▸ **WORK REQUIRED**:
Tally the lines in the listing below that contain "this" and report the tally alone.

* BEGIN EXCERPTED RECORDS *

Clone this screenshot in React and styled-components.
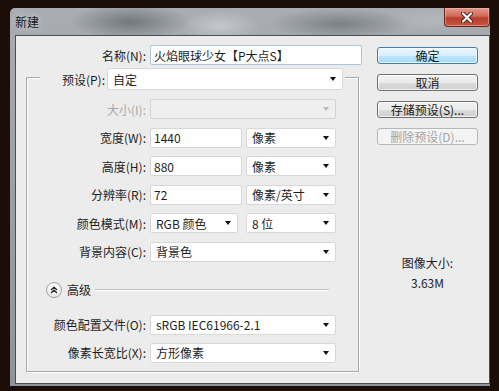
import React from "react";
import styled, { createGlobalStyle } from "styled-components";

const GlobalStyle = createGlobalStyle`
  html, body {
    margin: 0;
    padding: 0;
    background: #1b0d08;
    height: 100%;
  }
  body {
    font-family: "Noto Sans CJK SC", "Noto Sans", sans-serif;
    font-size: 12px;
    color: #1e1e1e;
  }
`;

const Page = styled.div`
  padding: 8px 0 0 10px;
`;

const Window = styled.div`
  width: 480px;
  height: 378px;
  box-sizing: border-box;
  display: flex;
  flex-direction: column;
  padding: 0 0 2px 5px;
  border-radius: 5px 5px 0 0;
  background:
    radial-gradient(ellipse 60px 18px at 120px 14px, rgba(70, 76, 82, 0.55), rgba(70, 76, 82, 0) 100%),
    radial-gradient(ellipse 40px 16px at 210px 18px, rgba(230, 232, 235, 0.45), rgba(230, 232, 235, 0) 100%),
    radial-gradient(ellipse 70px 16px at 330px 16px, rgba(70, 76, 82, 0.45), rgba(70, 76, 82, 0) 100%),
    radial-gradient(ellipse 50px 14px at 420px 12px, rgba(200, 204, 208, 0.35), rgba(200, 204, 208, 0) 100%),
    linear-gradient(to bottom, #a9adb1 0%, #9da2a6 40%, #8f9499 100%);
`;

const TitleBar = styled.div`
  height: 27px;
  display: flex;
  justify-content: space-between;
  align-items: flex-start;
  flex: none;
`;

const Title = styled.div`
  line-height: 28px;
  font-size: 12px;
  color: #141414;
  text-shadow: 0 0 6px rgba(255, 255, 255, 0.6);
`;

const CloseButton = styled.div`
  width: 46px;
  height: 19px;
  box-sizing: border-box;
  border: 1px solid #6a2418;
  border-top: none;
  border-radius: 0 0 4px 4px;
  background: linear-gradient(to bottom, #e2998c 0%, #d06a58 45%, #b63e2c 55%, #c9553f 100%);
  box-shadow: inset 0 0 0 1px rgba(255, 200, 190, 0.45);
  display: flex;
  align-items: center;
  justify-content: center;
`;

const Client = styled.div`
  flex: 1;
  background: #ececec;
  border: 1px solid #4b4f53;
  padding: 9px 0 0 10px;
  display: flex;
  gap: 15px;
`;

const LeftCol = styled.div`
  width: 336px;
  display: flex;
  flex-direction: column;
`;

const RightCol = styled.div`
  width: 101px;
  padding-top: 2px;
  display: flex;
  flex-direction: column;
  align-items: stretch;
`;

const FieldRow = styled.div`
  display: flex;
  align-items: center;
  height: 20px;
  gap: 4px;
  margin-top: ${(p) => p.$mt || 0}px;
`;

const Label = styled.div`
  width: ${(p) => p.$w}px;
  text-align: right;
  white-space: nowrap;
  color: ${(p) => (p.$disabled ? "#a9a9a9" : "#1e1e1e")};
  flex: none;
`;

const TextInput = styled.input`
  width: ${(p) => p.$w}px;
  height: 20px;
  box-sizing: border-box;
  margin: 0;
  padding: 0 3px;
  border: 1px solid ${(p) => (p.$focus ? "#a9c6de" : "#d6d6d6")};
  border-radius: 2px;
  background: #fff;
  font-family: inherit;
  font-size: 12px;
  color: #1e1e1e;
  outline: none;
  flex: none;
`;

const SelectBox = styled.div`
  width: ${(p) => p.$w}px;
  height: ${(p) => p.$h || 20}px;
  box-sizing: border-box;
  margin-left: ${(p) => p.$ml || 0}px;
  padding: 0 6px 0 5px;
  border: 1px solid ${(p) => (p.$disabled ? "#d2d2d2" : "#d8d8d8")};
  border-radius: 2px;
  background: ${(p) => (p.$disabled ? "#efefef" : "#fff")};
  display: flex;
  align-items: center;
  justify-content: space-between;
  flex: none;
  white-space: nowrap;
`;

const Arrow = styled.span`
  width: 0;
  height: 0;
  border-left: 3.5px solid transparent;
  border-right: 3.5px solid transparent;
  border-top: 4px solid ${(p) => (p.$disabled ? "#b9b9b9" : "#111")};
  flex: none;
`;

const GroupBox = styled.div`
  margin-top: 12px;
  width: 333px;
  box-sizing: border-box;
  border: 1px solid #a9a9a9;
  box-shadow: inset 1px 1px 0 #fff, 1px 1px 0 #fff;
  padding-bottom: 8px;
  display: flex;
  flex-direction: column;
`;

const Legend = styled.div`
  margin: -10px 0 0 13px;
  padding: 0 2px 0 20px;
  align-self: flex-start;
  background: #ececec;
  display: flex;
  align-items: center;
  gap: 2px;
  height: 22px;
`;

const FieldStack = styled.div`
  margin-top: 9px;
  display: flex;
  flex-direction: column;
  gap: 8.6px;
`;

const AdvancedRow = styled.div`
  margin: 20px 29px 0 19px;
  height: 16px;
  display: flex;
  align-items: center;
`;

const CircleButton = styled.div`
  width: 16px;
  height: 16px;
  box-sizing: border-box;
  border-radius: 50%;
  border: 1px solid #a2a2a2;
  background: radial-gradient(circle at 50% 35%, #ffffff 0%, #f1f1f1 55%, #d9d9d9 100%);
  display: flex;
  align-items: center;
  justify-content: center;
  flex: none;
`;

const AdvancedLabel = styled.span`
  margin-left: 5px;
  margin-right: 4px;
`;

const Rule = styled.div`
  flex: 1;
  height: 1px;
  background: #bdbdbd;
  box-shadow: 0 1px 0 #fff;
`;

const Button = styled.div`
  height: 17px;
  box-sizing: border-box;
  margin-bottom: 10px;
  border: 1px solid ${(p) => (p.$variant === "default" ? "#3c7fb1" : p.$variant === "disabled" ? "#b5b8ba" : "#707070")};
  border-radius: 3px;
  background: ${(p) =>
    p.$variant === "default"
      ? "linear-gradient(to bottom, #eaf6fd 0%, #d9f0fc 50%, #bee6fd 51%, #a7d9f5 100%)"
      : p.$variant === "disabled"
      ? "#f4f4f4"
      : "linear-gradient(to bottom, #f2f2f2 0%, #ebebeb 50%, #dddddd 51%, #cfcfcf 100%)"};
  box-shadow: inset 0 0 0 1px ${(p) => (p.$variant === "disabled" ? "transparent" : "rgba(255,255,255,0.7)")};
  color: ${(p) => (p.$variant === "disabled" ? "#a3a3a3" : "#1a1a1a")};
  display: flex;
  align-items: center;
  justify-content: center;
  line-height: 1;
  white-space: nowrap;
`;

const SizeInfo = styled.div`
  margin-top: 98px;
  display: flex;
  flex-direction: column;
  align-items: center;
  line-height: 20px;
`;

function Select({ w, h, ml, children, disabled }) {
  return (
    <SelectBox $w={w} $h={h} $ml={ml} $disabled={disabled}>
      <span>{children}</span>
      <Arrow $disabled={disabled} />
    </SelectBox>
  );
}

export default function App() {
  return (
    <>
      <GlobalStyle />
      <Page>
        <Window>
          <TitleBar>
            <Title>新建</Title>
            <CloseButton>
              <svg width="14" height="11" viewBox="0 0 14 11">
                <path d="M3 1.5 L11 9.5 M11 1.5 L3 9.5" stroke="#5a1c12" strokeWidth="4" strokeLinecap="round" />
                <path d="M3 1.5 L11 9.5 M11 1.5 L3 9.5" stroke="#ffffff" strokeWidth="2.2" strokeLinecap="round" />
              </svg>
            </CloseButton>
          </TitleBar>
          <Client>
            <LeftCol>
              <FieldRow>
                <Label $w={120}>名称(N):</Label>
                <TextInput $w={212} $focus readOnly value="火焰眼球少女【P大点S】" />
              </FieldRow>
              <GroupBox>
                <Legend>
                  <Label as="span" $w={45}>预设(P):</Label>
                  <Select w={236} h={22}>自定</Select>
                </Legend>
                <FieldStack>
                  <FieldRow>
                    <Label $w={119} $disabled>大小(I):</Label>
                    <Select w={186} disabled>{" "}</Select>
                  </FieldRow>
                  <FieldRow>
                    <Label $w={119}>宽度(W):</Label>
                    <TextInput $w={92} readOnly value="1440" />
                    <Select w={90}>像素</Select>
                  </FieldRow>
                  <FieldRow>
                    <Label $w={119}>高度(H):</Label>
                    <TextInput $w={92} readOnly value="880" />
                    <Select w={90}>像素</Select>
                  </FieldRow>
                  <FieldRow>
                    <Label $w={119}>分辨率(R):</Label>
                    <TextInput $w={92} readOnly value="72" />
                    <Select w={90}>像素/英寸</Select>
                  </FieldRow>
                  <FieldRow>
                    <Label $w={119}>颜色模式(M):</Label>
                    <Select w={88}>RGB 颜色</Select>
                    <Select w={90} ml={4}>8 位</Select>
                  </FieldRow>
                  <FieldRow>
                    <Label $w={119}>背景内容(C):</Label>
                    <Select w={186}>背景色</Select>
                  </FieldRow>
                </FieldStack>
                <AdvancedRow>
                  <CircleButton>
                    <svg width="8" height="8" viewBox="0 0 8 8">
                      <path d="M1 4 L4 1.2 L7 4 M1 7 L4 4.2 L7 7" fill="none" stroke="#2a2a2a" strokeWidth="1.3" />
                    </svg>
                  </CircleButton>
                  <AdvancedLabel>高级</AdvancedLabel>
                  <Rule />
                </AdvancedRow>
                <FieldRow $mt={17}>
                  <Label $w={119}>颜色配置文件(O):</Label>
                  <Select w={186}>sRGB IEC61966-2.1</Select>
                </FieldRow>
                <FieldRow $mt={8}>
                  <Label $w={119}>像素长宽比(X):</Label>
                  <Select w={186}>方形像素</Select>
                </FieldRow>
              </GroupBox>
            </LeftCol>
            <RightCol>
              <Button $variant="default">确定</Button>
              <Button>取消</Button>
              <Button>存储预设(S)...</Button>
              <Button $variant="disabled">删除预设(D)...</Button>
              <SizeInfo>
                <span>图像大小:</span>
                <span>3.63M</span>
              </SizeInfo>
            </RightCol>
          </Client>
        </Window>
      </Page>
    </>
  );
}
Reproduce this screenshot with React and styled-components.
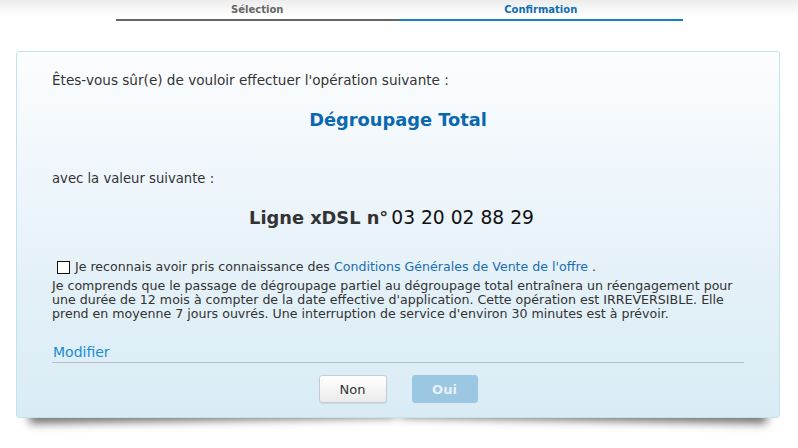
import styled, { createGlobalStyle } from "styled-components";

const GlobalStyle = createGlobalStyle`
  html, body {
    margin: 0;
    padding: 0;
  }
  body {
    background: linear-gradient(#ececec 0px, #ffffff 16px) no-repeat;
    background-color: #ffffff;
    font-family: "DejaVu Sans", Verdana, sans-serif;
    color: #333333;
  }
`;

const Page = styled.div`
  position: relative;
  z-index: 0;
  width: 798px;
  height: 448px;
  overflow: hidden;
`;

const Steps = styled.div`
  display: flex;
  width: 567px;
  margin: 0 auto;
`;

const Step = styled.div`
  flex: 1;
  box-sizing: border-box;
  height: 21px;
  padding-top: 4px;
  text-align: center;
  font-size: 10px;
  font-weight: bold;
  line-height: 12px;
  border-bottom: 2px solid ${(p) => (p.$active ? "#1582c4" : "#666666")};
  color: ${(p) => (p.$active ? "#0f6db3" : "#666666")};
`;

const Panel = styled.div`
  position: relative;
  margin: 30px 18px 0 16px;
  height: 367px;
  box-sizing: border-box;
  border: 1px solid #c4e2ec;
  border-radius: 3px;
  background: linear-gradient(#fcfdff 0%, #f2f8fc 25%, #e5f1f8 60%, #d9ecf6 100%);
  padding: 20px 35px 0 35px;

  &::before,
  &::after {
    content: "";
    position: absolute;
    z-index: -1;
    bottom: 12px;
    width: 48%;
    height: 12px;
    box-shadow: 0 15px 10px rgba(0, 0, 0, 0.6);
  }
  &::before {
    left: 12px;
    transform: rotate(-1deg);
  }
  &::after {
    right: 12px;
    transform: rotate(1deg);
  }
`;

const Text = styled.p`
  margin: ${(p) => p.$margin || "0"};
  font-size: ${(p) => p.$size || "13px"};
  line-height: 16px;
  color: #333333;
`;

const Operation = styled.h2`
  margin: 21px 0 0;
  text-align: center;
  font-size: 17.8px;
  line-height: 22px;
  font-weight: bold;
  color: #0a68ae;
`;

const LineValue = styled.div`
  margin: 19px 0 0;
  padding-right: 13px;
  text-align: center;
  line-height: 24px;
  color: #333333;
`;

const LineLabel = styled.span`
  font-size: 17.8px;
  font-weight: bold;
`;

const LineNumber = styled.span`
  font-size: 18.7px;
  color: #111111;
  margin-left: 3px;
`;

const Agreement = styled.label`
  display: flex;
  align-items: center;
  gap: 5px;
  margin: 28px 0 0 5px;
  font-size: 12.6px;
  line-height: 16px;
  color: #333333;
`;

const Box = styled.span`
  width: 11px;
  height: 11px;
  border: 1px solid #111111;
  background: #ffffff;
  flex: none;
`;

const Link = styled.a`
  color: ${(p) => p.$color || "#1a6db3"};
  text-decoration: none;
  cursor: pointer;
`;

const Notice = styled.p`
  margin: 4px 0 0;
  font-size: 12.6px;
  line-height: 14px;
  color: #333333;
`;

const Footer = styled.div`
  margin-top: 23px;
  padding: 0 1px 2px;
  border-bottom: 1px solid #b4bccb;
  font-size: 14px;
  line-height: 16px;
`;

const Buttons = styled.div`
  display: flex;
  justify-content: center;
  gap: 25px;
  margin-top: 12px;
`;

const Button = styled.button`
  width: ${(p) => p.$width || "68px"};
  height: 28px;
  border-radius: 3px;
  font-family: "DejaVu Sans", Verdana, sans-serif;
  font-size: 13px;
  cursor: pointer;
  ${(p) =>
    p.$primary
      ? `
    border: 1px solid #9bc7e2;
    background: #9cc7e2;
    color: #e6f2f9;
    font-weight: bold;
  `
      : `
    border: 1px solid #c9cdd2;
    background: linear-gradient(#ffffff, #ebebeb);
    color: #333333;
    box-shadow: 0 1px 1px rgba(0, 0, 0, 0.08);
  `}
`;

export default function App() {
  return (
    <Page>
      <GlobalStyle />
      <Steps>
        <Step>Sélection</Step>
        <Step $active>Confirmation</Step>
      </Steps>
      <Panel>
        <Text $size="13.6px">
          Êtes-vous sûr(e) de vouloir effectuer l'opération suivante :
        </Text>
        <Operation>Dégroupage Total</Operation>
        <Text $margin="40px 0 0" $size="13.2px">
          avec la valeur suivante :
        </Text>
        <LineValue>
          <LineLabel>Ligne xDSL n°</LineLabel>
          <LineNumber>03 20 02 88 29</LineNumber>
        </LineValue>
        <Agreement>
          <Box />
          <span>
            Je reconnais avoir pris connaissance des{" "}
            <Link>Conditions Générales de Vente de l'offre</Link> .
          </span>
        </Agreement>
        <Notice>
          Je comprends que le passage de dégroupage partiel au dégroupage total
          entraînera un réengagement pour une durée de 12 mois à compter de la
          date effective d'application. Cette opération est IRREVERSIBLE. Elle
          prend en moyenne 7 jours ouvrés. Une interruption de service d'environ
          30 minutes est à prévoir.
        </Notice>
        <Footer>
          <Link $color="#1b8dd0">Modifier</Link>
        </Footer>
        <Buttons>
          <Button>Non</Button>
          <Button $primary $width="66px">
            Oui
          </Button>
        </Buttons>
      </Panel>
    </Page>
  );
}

* END EXCERPTED RECORDS *

▸ **FINAL RESULT**:
2